Mot-pivot : connaissance


Les jeunes gens aujourd’hui se gavent de mots, mais ne digèrent aucune pensée.
Sénèque, Lettre 108, Lettres à Lucilius (1er siècle après J.C.)

Je crains que nos jeunes, en se détournant de l’étude, se perdent dans le spectacle et l’oisiveté.
Pline le jeune, Lettres, Livre II (1er siècle après J.C.)

Notre génération est pire que celle de nos pères et nos enfants seront pires que nous.
Horace, Épîtres (1er siècle avant J.C.)

Ô temps, ô mœurs !
Cicéron, In Catilinam, I, 1 (1er siècle avant J.C.)



De deux choses l’une : ou la figure du vieux con n’a pas évolué depuis l’Antiquité, ou nous nous sommes progressivement transformés en une population de dégénérés consanguins. Mon ami T. pencherait probablement pour la première solution, mon père pour la seconde. Confrontation.
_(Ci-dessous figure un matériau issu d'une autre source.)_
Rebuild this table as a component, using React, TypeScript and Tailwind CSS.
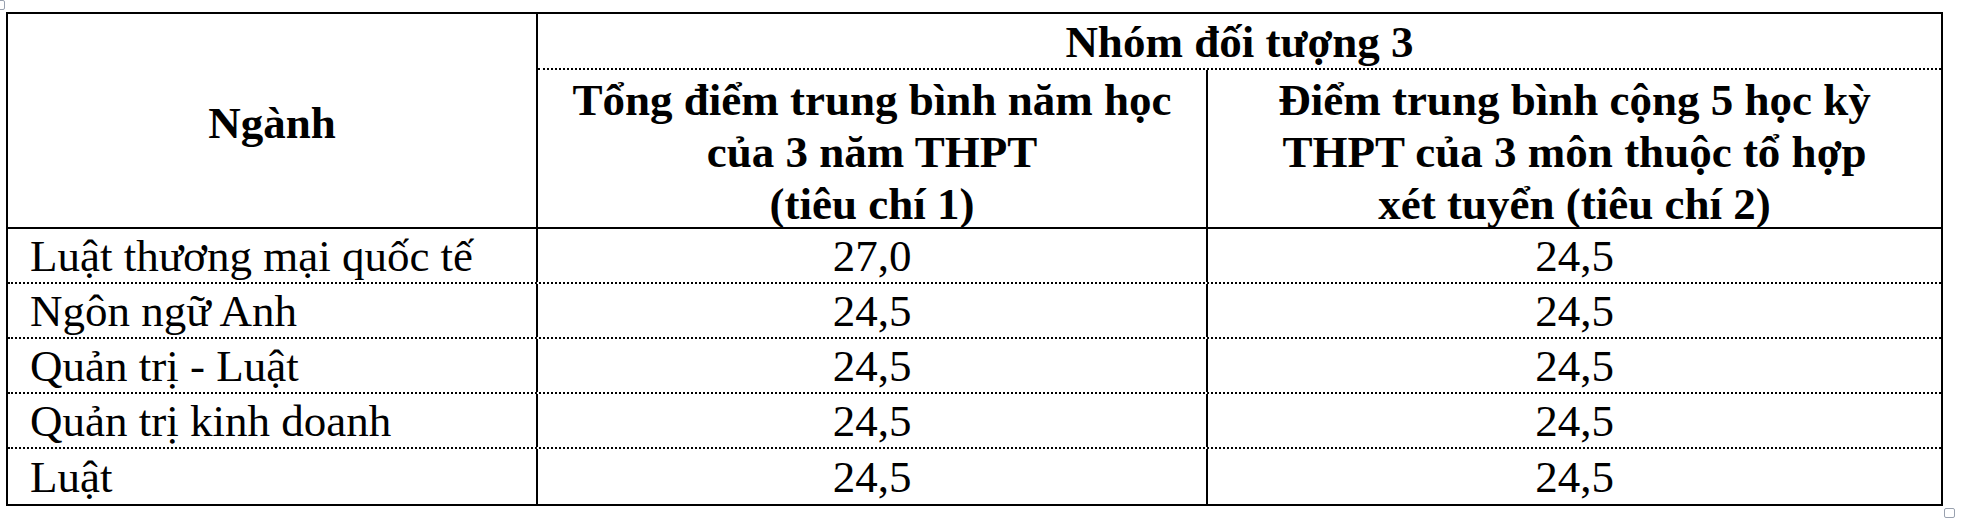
import React from 'react';

const rows = [
  { name: 'Luật thương mại quốc tế', c1: '27,0', c2: '24,5' },
  { name: 'Ngôn ngữ Anh', c1: '24,5', c2: '24,5' },
  { name: 'Quản trị - Luật', c1: '24,5', c2: '24,5' },
  { name: 'Quản trị kinh doanh', c1: '24,5', c2: '24,5' },
  { name: 'Luật', c1: '24,5', c2: '24,5' },
];

const App = () => {
  return (
    <div
      className="relative w-[1962px] h-[522px] bg-white text-black overflow-hidden"
      style={{ fontFamily: '"Liberation Serif", "Times New Roman", serif' }}
    >
      {/* Word table handles */}
      <div className="absolute left-[-5px] top-0 w-[10px] h-[10px] border border-gray-400 rounded-[2px]" />
      <div className="absolute left-[1944px] top-[508px] w-[11px] h-[10px] border border-gray-400 rounded-[2px]" />

      <div className="ml-[6px] pt-[12px]">
        <div className="w-[1937px] border-2 border-black box-border">
          {/* header */}
          <div className="flex border-b-2 border-black">
            <div className="w-[530px] shrink-0 border-r-2 border-black flex items-center justify-center font-bold text-[45px] leading-[52px] pt-[4px]">
              Ngành
            </div>
            <div className="flex-1 flex flex-col">
              <div className="h-[56px] border-b-2 border-dotted border-black flex items-center justify-center font-bold text-[45px] leading-[52px] pt-[2px]">
                Nhóm đối tượng 3
              </div>
              <div className="flex h-[157px]">
                <div className="w-[670px] shrink-0 border-r-2 border-black flex items-center justify-center text-center font-bold text-[45px] leading-[52px] pt-[6px]">
                  <span>
                    Tổng điểm trung bình năm học
                    <br />
                    của 3 năm THPT
                    <br />
                    (tiêu chí 1)
                  </span>
                </div>
                <div className="flex-1 flex items-center justify-center text-center font-bold text-[45px] leading-[52px] pt-[6px]">
                  <span>
                    Điểm trung bình cộng 5 học kỳ
                    <br />
                    THPT của 3 môn thuộc tổ hợp
                    <br />
                    xét tuyển (tiêu chí 2)
                  </span>
                </div>
              </div>
            </div>
          </div>

          {/* data rows */}
          {rows.map((r, i) => (
            <div
              key={i}
              className={`flex h-[55px] text-[45px] leading-[52px] ${
                i < rows.length - 1 ? 'border-b-2 border-dotted border-black' : ''
              }`}
            >
              <div className="w-[530px] shrink-0 border-r-2 border-black pl-[22px] flex items-center whitespace-nowrap">
                {r.name}
              </div>
              <div className="w-[670px] shrink-0 border-r-2 border-black flex items-center justify-center">
                {r.c1}
              </div>
              <div className="flex-1 flex items-center justify-center">{r.c2}</div>
            </div>
          ))}
        </div>
      </div>
    </div>
  );
};

export default App;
– La création, c’était mieux avant : la jeunesse ne connaît rien à ce que l’on connaît. Elle ne connaît ni Bacri ni les films de Visconti ni les chansons de Cat Stevens ni les peinture de Gustave Moreau.
– Elle n’était pas née.
– Moi non plus (à l’époque de Bacri, si).
– Il ne rentre pas dans la catégorie des vieux cons, Bacri ? Et puis, qui connaît Gustave Moreau aujourd’hui ? Les jeunes s’intéressent à des artistes plus contemporains. Basquiat, ça leur parle, j’imagine que cela leur parle. Plus qu’un type qui peint des sphinx et des sirènes, c’est certain.
– Tu n’en es même pas sûr.
– Et alors ? Les hommes de ta famille ne connaissent ni Corneille ni Racine. Pourtant, à l’heure qu’il est, ce sont probablement des vieux cons. Et puis, la jeunesse connaît ce que tu ne connais pas.
– Quoi par exemple ?
– Toutes les cultures urbaines comme le street art, le graffiti, le rap et le hip hop, le tatouage et même la musique, la photographie, la danse, la performance…
– Tu plaisantes ?
– Non je ne plaisante pas. Imagine le tatouage comme une tapisserie humaine.
– Les tapisseries sont plus belles.
– Parce que seules les belles ont passé le temps. Dans cent ou deux cents ans aussi, seuls les beaux tatouages, les belles chansons, les belles chorégraphies seront encore visibles. Pour toi, l’éducation est un passage obligé, mais la création n’a pas besoin d’être éduquée pour exister, prends Basquiat.
– Tu m’emmerdes avec Basquiat.
– Je suis persuadé que Frida Kahlo n’avait aucune forme d’éducation artistique traditionnelle.
– Ça, ça ne m’étonne pas.
– Ça ne va pas te plaire, mais il me semble que ma génération est plus créative que la tienne. Peut-être qu’elle passe beaucoup de temps sur les réseaux sociaux mais elle crée : podcasts, vidéos, photos, chansons même.
– Rien à en tirer, c’est franchement mauvais. Pas de fond, pas de tripes, rien.
– On s’en fout, cela reste de la réalisation, un accomplissement de l’être.
– Tu ne vas pas me dire que tu aimes ça ?
– Si, j’aime ça. Je suis de ma génération, de mon temps. Être D.A. dans la pub et travailler avec l’I.A. ne m’empêchent pas de collaborer, bien au contraire. Je ne connais pas ce que tu connais, je ne connais rien à la culture des livres, mais je connais ce que tu ne connais pas, les nouvelles tendances, les nouvelles technologies. Les romans m’ennuient, la poésie aussi, mais j’aime le slam, les documentaires et la photographie. Chacun son truc, mec. Toi, tu vis dans un parchemin. Tu sais ce que c’est, ton problème ? Tu es coincé entre le présent auquel tu piges que dalle et la nostalgie de ta jeunesse idéalisée, une période où tu emmerdais ton monde avec mai 1968 et les vieux cons de tes parents qui rabâchaient, tout fout le camp, c’était mieux avant !
– Arrête ! Même l’origine du prénom Aurélia, ils ne la connaissent pas.
– Pourquoi, c’est qui, Aurélia ?


accepter d’être vieux sans être con – le changement comme constante – ne pas avoir peur d’être jeune et exigeant – le passé simple et le passé du subjonctif (ouch !) – reconnaître la montée de l’individualisme et l’accélération de la temporalité comme dangers -imaginer une éducation à la fois dépoussiérée et pointue – et une curiosité sans paresse – dialogue intergénérationnel – complémentarité de l’expérience et de l’imagination – bienveillance et compréhension – entre les générations, les strates sociales et les communautés – une passerelle entre passé et avenir – une transmission sans reproduction mais dialogue – l’art brut chez Picasso – Chopin chez Gainsbourg – Shakespeare dans Jay-Z etc.